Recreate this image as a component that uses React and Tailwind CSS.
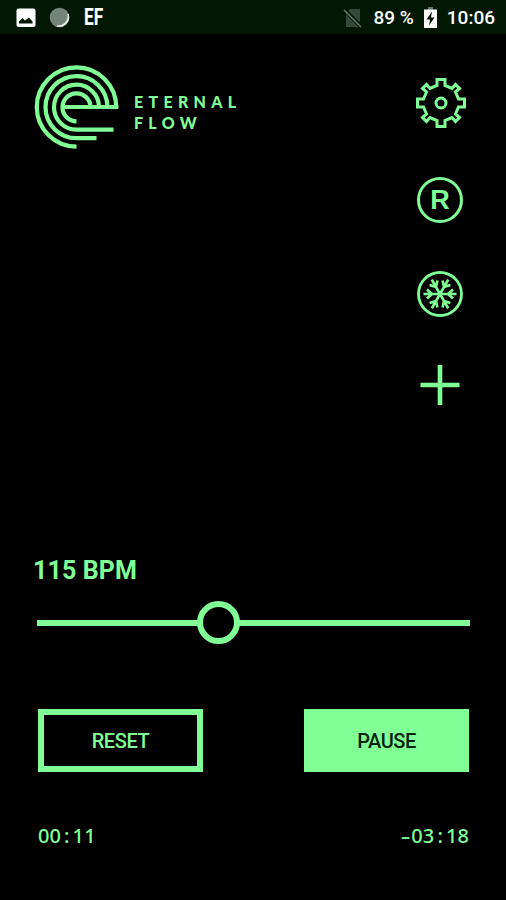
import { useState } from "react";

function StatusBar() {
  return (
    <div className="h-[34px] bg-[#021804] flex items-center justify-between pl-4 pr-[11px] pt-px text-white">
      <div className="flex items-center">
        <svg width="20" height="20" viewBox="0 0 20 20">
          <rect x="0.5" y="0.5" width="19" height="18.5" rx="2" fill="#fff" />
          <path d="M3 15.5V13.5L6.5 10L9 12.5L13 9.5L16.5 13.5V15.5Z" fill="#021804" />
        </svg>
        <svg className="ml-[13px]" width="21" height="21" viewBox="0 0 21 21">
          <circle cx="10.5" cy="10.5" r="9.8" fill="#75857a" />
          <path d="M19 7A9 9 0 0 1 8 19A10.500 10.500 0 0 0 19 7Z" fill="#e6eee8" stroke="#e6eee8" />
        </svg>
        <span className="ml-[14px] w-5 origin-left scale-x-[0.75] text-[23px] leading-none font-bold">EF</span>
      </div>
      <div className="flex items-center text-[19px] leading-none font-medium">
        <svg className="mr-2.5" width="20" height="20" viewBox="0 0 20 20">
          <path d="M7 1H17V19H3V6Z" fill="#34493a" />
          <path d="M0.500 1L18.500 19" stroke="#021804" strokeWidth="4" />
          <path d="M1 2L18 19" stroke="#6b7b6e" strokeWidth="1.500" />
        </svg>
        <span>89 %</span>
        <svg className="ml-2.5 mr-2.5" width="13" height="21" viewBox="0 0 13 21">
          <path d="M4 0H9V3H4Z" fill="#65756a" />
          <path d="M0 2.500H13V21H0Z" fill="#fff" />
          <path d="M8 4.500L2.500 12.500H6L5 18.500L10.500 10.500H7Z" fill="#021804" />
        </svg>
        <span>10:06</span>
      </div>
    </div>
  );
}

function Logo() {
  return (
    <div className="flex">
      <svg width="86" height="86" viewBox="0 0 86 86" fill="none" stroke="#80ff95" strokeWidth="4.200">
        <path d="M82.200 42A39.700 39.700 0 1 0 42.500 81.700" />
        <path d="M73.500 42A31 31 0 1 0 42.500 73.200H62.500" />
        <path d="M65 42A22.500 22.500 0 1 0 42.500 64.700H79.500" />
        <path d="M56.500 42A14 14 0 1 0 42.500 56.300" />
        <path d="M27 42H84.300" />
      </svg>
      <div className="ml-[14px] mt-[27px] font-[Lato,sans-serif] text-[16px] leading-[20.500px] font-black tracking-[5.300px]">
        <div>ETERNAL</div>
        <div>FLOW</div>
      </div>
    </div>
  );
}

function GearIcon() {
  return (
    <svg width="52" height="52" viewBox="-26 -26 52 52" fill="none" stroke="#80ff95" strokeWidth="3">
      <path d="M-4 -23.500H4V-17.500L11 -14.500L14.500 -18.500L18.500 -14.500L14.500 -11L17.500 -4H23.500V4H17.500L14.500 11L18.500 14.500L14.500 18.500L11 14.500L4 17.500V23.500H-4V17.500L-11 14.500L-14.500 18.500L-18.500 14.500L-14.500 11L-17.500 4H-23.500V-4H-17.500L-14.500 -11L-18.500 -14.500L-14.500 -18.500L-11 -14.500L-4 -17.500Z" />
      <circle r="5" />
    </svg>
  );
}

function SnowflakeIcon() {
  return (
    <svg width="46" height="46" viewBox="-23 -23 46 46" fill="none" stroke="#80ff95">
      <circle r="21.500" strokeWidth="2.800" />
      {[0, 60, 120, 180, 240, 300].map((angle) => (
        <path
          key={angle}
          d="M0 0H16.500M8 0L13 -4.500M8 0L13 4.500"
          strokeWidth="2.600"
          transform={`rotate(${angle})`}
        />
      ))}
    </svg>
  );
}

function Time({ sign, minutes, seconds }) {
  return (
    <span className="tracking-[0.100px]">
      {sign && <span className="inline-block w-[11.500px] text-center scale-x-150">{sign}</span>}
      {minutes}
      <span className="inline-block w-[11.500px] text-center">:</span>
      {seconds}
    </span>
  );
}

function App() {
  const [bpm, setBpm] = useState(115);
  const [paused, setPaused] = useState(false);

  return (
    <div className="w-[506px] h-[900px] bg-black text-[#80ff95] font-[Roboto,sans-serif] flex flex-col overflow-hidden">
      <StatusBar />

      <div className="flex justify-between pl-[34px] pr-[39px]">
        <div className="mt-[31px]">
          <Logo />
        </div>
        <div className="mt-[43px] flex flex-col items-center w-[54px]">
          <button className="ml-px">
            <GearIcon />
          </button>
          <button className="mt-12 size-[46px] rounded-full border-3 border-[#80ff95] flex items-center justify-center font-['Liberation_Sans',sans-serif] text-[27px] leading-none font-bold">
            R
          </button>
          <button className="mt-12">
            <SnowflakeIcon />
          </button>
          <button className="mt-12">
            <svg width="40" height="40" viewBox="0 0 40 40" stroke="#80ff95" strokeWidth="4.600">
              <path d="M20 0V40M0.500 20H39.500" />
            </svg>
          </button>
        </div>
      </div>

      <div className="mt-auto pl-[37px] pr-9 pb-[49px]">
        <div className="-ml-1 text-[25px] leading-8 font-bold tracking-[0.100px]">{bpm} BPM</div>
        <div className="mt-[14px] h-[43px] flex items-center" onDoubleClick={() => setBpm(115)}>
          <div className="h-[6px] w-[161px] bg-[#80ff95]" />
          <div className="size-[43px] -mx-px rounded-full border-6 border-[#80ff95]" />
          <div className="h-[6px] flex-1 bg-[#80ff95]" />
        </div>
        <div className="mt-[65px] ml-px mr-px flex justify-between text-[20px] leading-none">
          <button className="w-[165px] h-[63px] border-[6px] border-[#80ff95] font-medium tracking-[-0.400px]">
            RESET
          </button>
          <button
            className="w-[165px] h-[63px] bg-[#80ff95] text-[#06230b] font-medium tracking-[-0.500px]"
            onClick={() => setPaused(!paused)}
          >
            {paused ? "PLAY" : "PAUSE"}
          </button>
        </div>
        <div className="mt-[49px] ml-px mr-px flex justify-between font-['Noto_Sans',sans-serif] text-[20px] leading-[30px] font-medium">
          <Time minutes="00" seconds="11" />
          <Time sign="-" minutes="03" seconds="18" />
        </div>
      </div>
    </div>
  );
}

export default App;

• _EXERCISE DESCRIPTION_:
Copy the listing word for word, excluding its pictures.

• _SOLUTION FOR THIS PROBLEM_:
Recreate this image as a component that uses React and Tailwind CSS.
import { useState } from "react";

function StatusBar() {
  return (
    <div className="h-[34px] bg-[#021804] flex items-center justify-between pl-4 pr-[11px] pt-px text-white">
      <div className="flex items-center">
        <svg width="20" height="20" viewBox="0 0 20 20">
          <rect x="0.5" y="0.5" width="19" height="18.5" rx="2" fill="#fff" />
          <path d="M3 15.5V13.5L6.5 10L9 12.5L13 9.5L16.5 13.5V15.5Z" fill="#021804" />
        </svg>
        <svg className="ml-[13px]" width="21" height="21" viewBox="0 0 21 21">
          <circle cx="10.5" cy="10.5" r="9.8" fill="#75857a" />
          <path d="M19 7A9 9 0 0 1 8 19A10.500 10.500 0 0 0 19 7Z" fill="#e6eee8" stroke="#e6eee8" />
        </svg>
        <span className="ml-[14px] w-5 origin-left scale-x-[0.75] text-[23px] leading-none font-bold">EF</span>
      </div>
      <div className="flex items-center text-[19px] leading-none font-medium">
        <svg className="mr-2.5" width="20" height="20" viewBox="0 0 20 20">
          <path d="M7 1H17V19H3V6Z" fill="#34493a" />
          <path d="M0.500 1L18.500 19" stroke="#021804" strokeWidth="4" />
          <path d="M1 2L18 19" stroke="#6b7b6e" strokeWidth="1.500" />
        </svg>
        <span>89 %</span>
        <svg className="ml-2.5 mr-2.5" width="13" height="21" viewBox="0 0 13 21">
          <path d="M4 0H9V3H4Z" fill="#65756a" />
          <path d="M0 2.500H13V21H0Z" fill="#fff" />
          <path d="M8 4.500L2.500 12.500H6L5 18.500L10.500 10.500H7Z" fill="#021804" />
        </svg>
        <span>10:06</span>
      </div>
    </div>
  );
}

function Logo() {
  return (
    <div className="flex">
      <svg width="86" height="86" viewBox="0 0 86 86" fill="none" stroke="#80ff95" strokeWidth="4.200">
        <path d="M82.200 42A39.700 39.700 0 1 0 42.500 81.700" />
        <path d="M73.500 42A31 31 0 1 0 42.500 73.200H62.500" />
        <path d="M65 42A22.500 22.500 0 1 0 42.500 64.700H79.500" />
        <path d="M56.500 42A14 14 0 1 0 42.500 56.300" />
        <path d="M27 42H84.300" />
      </svg>
      <div className="ml-[14px] mt-[27px] font-[Lato,sans-serif] text-[16px] leading-[20.500px] font-black tracking-[5.300px]">
        <div>ETERNAL</div>
        <div>FLOW</div>
      </div>
    </div>
  );
}

function GearIcon() {
  return (
    <svg width="52" height="52" viewBox="-26 -26 52 52" fill="none" stroke="#80ff95" strokeWidth="3">
      <path d="M-4 -23.500H4V-17.500L11 -14.500L14.500 -18.500L18.500 -14.500L14.500 -11L17.500 -4H23.500V4H17.500L14.500 11L18.500 14.500L14.500 18.500L11 14.500L4 17.500V23.500H-4V17.500L-11 14.500L-14.500 18.500L-18.500 14.500L-14.500 11L-17.500 4H-23.500V-4H-17.500L-14.500 -11L-18.500 -14.500L-14.500 -18.500L-11 -14.500L-4 -17.500Z" />
      <circle r="5" />
    </svg>
  );
}

function SnowflakeIcon() {
  return (
    <svg width="46" height="46" viewBox="-23 -23 46 46" fill="none" stroke="#80ff95">
      <circle r="21.500" strokeWidth="2.800" />
      {[0, 60, 120, 180, 240, 300].map((angle) => (
        <path
          key={angle}
          d="M0 0H16.500M8 0L13 -4.500M8 0L13 4.500"
          strokeWidth="2.600"
          transform={`rotate(${angle})`}
        />
      ))}
    </svg>
  );
}

function Time({ sign, minutes, seconds }) {
  return (
    <span className="tracking-[0.100px]">
      {sign && <span className="inline-block w-[11.500px] text-center scale-x-150">{sign}</span>}
      {minutes}
      <span className="inline-block w-[11.500px] text-center">:</span>
      {seconds}
    </span>
  );
}

function App() {
  const [bpm, setBpm] = useState(115);
  const [paused, setPaused] = useState(false);

  return (
    <div className="w-[506px] h-[900px] bg-black text-[#80ff95] font-[Roboto,sans-serif] flex flex-col overflow-hidden">
      <StatusBar />

      <div className="flex justify-between pl-[34px] pr-[39px]">
        <div className="mt-[31px]">
          <Logo />
        </div>
        <div className="mt-[43px] flex flex-col items-center w-[54px]">
          <button className="ml-px">
            <GearIcon />
          </button>
          <button className="mt-12 size-[46px] rounded-full border-3 border-[#80ff95] flex items-center justify-center font-['Liberation_Sans',sans-serif] text-[27px] leading-none font-bold">
            R
          </button>
          <button className="mt-12">
            <SnowflakeIcon />
          </button>
          <button className="mt-12">
            <svg width="40" height="40" viewBox="0 0 40 40" stroke="#80ff95" strokeWidth="4.600">
              <path d="M20 0V40M0.500 20H39.500" />
            </svg>
          </button>
        </div>
      </div>

      <div className="mt-auto pl-[37px] pr-9 pb-[49px]">
        <div className="-ml-1 text-[25px] leading-8 font-bold tracking-[0.100px]">{bpm} BPM</div>
        <div className="mt-[14px] h-[43px] flex items-center" onDoubleClick={() => setBpm(115)}>
          <div className="h-[6px] w-[161px] bg-[#80ff95]" />
          <div className="size-[43px] -mx-px rounded-full border-6 border-[#80ff95]" />
          <div className="h-[6px] flex-1 bg-[#80ff95]" />
        </div>
        <div className="mt-[65px] ml-px mr-px flex justify-between text-[20px] leading-none">
          <button className="w-[165px] h-[63px] border-[6px] border-[#80ff95] font-medium tracking-[-0.400px]">
            RESET
          </button>
          <button
            className="w-[165px] h-[63px] bg-[#80ff95] text-[#06230b] font-medium tracking-[-0.500px]"
            onClick={() => setPaused(!paused)}
          >
            {paused ? "PLAY" : "PAUSE"}
          </button>
        </div>
        <div className="mt-[49px] ml-px mr-px flex justify-between font-['Noto_Sans',sans-serif] text-[20px] leading-[30px] font-medium">
          <Time minutes="00" seconds="11" />
          <Time sign="-" minutes="03" seconds="18" />
        </div>
      </div>
    </div>
  );
}

export default App;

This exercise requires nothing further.